Anyway, walking around Bangkok offers a garish glimpse of the roaring sex trade in the Orient. Your average sex tourist is looks like the Before picture on a miracle weight-loss program and has a face like Admiral Akbar on ecstasy.
On one hand, I feel a bit sorry for them: it's not like they chose to be hackit (even if they could shift some of the beef). But then, I know plenty of ugly bastards and it's not reduced them to slithering along sweaty streets to lay their pork sausage fingers on young, desperate flesh.

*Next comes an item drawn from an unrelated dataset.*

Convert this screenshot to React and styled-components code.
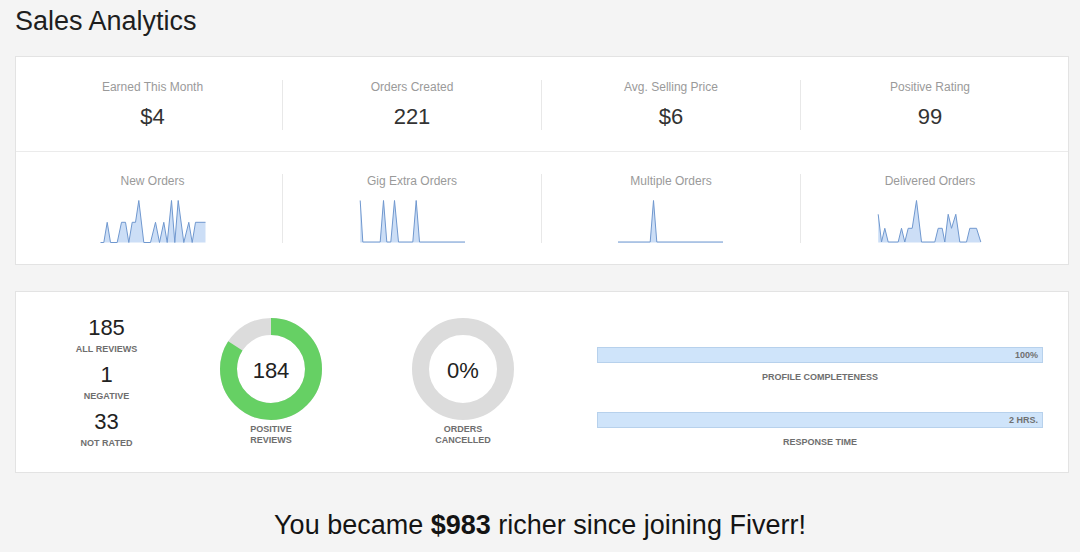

One night, trudging around the especially depressing Patpong area (during which we spent most of our time trying to come up with answers to the proposition: “Ping-pong show?” Two of our better responses were: “No, I prefer badminton” and “Do you have anything with basketballs?” It wasn't a patch on the brilliant Chris Morris, but it made us smile) we saw a hideously maimed young man, obviously on the prowl for a woman. Him, I did feel sorry for. Ugly is one thing, but no one is likely to charm their way around having no face. So in his instance alone, the buying and selling of body parts is quite acceptable.
Were they all like him... Instead, it's hard to hold down your green curry when you see the hand of a lascivious old motherfucker disappearing up the skirt of an eager nightwalker barely old enough to be his granddaughter.
Honestly, what happened to good old fashioned wanking? The whole place is too touristy, I tell you.